Leading Lebanese businessman Najib Mikati secured enough votes in parliamentary consultations on Monday to be designated the next prime minister, raising hopes for an urgently needed viable government to tackle a crippling financial crisis.
Mikati, who has been prime minister twice before and unlike many Lebanese leaders does not hail from a political bloc or dynasty, received 72 votes out of a total of 118 members of parliament.
Like the previous nominee, Saad Hariri, he now faces major challenges in navigating Lebanon’s sectarian, power-sharing structure to secure agreement on a cabinet equipped to address the country’s financial meltdown.
While Lebanon has been run by a caretaker administration for nearly a year, since a huge blast devastated large parts of Beirut, its currency has collapsed, jobs have vanished and banks have frozen accounts. The economic freefall is Lebanon’s worst crisis since the 1975-90 civil war.
Hezbollah, the heavily armed Shia movement that the United States deems a terrorist group, nominated Mikati in Monday’s consultations and most of the main parliamentary blocs endorsed the choice.

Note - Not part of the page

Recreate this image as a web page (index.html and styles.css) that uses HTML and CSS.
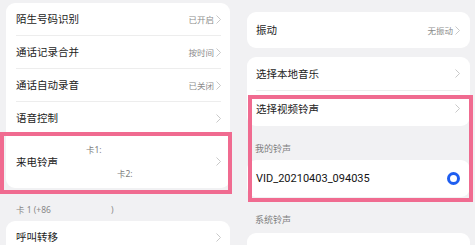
FILE: index.html
```html
<!DOCTYPE html>
<html lang="zh-CN">
<head>
    <meta charset="UTF-8">
    <meta name="viewport" content="width=device-width, initial-scale=1.0">
    <title>来电铃声</title>
    <link rel="stylesheet" href="styles.css">
</head>
<body>
    <div class="shots">
        <!-- call settings -->
        <div class="pane pane-left">
            <div class="card">
                <div class="row">
                    <span class="title">陌生号码识别</span>
                    <span class="value">已开启</span>
                    <svg class="chev" viewBox="0 0 5 9"><polyline points="0.5,0.5 4.5,4.5 0.5,8.5"/></svg>
                </div>
                <div class="row">
                    <span class="title">通话记录合并</span>
                    <span class="value">按时间</span>
                    <svg class="chev" viewBox="0 0 5 9"><polyline points="0.5,0.5 4.5,4.5 0.5,8.5"/></svg>
                </div>
                <div class="row">
                    <span class="title">通话自动录音</span>
                    <span class="value">已关闭</span>
                    <svg class="chev" viewBox="0 0 5 9"><polyline points="0.5,0.5 4.5,4.5 0.5,8.5"/></svg>
                </div>
                <div class="row">
                    <span class="title">语音控制</span>
                    <svg class="chev" viewBox="0 0 5 9"><polyline points="0.5,0.5 4.5,4.5 0.5,8.5"/></svg>
                </div>
                <div class="row row-tall">
                    <span class="title">来电铃声</span>
                    <div class="sims">
                        <span>卡1:</span>
                        <span class="sim2">卡2:</span>
                    </div>
                    <svg class="chev" viewBox="0 0 5 9"><polyline points="0.5,0.5 4.5,4.5 0.5,8.5"/></svg>
                    <div class="mark mark-left"></div>
                </div>
            </div>

            <div class="caption">卡 1 (+86<span class="masked"></span>)</div>

            <div class="card">
                <div class="row">
                    <span class="title">呼叫转移</span>
                    <svg class="chev" viewBox="0 0 5 9"><polyline points="0.5,0.5 4.5,4.5 0.5,8.5"/></svg>
                </div>
            </div>
        </div>

        <!-- ringtone picker -->
        <div class="pane pane-right">
            <div class="card card-first">
                <div class="row row-vib">
                    <span class="title">振动</span>
                    <span class="value">无振动</span>
                    <svg class="chev" viewBox="0 0 5 9"><polyline points="0.5,0.5 4.5,4.5 0.5,8.5"/></svg>
                </div>
            </div>

            <div class="card">
                <div class="row row-local">
                    <span class="title">选择本地音乐</span>
                    <svg class="chev" viewBox="0 0 5 9"><polyline points="0.5,0.5 4.5,4.5 0.5,8.5"/></svg>
                </div>
                <div class="row row-video">
                    <span class="title">选择视频铃声</span>
                    <svg class="chev" viewBox="0 0 5 9"><polyline points="0.5,0.5 4.5,4.5 0.5,8.5"/></svg>
                </div>
            </div>

            <div class="label">我的铃声</div>
            <div class="card">
                <div class="row row-tone">
                    <span class="title file">VID_20210403_094035</span>
                    <span class="radio radio-on"></span>
                </div>
            </div>

            <div class="label">系统铃声</div>
            <div class="card">
                <div class="row row-sys">
                    <span class="title"></span>
                    <span class="radio"></span>
                </div>
            </div>

            <div class="mark mark-right"></div>
        </div>
    </div>
</body>
</html>
```

FILE: styles.css
```css
body {
    margin: 0;
    background-color: #f1f1f3;
    font-family: "Noto Sans", "Noto Sans CJK SC", sans-serif;
    color: #1c1c1c;
    overflow: hidden;
}
.shots {
    display: flex;
    width: 475px;
    height: 245px;
    overflow: hidden;
}
.pane {
    position: relative;
}
.pane-left {
    width: 238px;
    padding-left: 6px;
    box-sizing: border-box;
}
.pane-right {
    flex: 1;
    padding-left: 9px;
}
.card {
    position: relative;
    width: 224px;
    background-color: white;
    border-radius: 9px;
    padding: 0 9px 0 10px;
    box-sizing: border-box;
}
.pane-left .card:first-child {
    margin-top: 3px;
}
.pane-right .card {
    width: 223px;
    padding: 0 10px 0 9px;
}
.row {
    position: relative;
    display: flex;
    align-items: center;
    height: 32px;
    border-bottom: 1px solid #ededed;
}
.row:last-child {
    border-bottom: none;
}
.row-tall {
    height: 53px;
}
.title {
    font-size: 10.5px;
    line-height: 12px;
    flex: 1;
    white-space: nowrap;
}
.row-tall .title {
    flex: none;
}
.value {
    font-size: 8.5px;
    color: #8c8c8c;
    margin-right: 2px;
}
.chev {
    width: 5px;
    height: 9px;
    fill: none;
    stroke: #c3c3c3;
    stroke-width: 0.9;
}
.sims {
    flex: 1;
    display: flex;
    flex-direction: column;
    gap: 14px;
    margin-left: 28px;
    margin-top: 1px;
    font-size: 8.5px;
    line-height: 10px;
    color: #7d7d7d;
}
.sim2 {
    padding-left: 31px;
}
.caption {
    padding: 16px 0 0 10px;
    margin-bottom: 6px;
    font-size: 8.5px;
    line-height: 11px;
    color: #888;
}
.masked {
    display: inline-block;
    width: 60px;
}

/* right pane */
.card-first {
    margin-top: 12px;
    margin-bottom: 9px;
}
.row-vib {
    height: 36px;
}
.row-local {
    height: 33px;
}
.row-video {
    height: 35px;
}
.row-tone {
    height: 37px;
}
.row-sys {
    height: 26px;
    align-items: flex-end;
}
.label {
    padding: 18px 0 6px 8px;
    font-size: 9px;
    line-height: 10px;
    color: #7f7f7f;
}
.label + .card + .label {
    padding-bottom: 8px;
}
.file {
    font-family: Roboto, "Noto Sans", sans-serif;
    font-size: 11px;
    color: #141414;
}
.radio {
    width: 11px;
    height: 11px;
    border: 1px solid #bdbdbd;
    border-radius: 50%;
}
.row-sys .radio {
    margin-bottom: -8px;
}
.radio-on {
    width: 7px;
    height: 7px;
    border: 3px solid #1f5ef0;
}

/* pink highlight boxes drawn over the screenshot */
.mark {
    position: absolute;
    border: 4px solid #f06b90;
    box-sizing: border-box;
    pointer-events: none;
}
.mark-left {
    left: -16px;
    top: -3px;
    width: 232px;
    height: 62px;
}
.mark-right {
    left: 10px;
    top: 95px;
    width: 225px;
    height: 107px;
}
```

“Today, with signs that hint at the possibility of forming a government..., that’s why we named Mikati, to give an extra boost to facilitate forming a government,” Muhammad Raad, the leader of Hezbollah’s parliamentary bloc, told reporters.

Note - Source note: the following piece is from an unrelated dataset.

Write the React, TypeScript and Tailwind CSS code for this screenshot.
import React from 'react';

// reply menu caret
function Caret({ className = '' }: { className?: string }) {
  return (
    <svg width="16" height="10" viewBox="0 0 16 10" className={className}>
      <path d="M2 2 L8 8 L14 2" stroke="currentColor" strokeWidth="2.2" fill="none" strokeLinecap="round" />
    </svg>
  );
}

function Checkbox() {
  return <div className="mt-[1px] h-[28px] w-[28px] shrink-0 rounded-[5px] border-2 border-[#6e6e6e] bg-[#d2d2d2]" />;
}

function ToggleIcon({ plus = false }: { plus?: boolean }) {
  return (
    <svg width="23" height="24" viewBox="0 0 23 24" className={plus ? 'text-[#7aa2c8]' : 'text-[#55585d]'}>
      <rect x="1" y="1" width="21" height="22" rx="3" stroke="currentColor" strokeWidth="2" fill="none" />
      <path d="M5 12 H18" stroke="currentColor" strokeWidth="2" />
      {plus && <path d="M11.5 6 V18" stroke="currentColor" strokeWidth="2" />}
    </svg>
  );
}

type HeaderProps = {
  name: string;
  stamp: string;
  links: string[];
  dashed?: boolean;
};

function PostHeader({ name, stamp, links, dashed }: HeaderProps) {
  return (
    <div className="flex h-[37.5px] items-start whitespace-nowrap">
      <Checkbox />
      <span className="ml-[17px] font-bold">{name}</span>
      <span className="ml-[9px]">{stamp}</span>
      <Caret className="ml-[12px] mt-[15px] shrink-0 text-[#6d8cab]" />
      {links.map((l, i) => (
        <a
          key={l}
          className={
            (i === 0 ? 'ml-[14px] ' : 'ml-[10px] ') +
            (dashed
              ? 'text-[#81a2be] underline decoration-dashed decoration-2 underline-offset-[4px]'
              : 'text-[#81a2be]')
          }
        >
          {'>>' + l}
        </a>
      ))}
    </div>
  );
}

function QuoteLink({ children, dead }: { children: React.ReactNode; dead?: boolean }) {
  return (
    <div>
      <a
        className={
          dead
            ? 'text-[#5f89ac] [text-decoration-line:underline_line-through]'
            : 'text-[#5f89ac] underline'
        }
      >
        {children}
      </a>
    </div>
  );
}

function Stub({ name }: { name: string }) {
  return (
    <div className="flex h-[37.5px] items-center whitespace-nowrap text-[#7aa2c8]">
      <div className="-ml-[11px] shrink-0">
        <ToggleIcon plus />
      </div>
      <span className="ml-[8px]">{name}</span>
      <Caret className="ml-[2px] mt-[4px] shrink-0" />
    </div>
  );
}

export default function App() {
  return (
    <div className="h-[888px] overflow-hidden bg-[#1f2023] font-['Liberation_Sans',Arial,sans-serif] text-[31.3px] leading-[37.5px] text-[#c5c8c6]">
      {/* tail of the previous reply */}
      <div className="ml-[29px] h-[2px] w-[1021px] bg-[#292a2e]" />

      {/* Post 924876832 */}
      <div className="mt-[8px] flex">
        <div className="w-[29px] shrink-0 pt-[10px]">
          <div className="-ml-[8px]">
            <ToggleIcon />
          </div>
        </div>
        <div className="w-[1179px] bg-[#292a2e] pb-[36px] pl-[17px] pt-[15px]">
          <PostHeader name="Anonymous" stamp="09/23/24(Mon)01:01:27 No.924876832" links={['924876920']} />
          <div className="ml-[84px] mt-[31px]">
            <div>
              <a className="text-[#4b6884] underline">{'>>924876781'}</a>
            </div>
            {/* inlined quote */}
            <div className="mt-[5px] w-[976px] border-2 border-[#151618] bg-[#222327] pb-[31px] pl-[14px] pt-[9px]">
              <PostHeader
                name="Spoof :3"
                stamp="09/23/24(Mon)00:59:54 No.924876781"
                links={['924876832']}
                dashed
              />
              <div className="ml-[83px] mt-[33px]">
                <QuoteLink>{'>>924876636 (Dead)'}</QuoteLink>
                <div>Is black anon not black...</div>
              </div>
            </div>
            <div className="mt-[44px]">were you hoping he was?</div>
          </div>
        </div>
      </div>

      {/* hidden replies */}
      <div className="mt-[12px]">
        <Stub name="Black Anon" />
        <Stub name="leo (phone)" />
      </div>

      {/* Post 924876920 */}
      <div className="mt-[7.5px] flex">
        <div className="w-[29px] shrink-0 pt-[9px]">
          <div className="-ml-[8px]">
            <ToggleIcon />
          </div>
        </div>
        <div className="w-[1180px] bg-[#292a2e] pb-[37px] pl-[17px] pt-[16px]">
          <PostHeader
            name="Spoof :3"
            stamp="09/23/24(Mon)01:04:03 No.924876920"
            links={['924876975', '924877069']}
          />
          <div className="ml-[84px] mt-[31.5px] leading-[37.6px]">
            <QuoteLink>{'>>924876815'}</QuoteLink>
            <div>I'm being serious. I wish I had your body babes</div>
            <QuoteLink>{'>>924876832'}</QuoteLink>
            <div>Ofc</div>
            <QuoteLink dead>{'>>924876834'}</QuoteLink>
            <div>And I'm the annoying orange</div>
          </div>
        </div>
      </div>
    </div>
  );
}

Among Mikati’s endorsers was Hariri, who abandoned his effort to form a new government last week after nearly 10 months of failing to agree its composition with Aoun.
Hariri told reporters after meeting Aoun that he hoped Mikati, a telecoms tycoon, would be chosen and succeed in forming a cabinet. “The country has a chance today,” he said.

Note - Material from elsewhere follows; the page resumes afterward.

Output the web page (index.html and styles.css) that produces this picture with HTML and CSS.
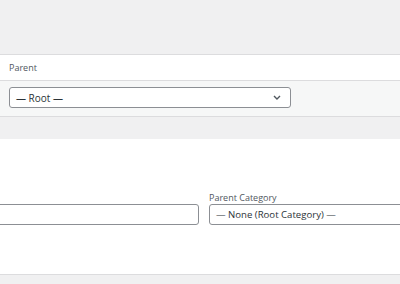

The news of Mikati’s likely designation boosted the Lebanese pound on the unofficial parallel market earlier on Monday, where dollars changed hands at around 16,500 pounds, compared to over 22,000 at the height of the deadlock over the government.
In Lebanon’s political system, the post of prime minister has to be held by a Sunni Muslim, while the presidency is held by a Maronite Christian.
Western governments have been piling pressure on Lebanon, one of the most heavily indebted states in the world, to form a government that can set about reforming the corrupt state. They have threatened to impose sanctions and said financial support will not flow before reforms begin.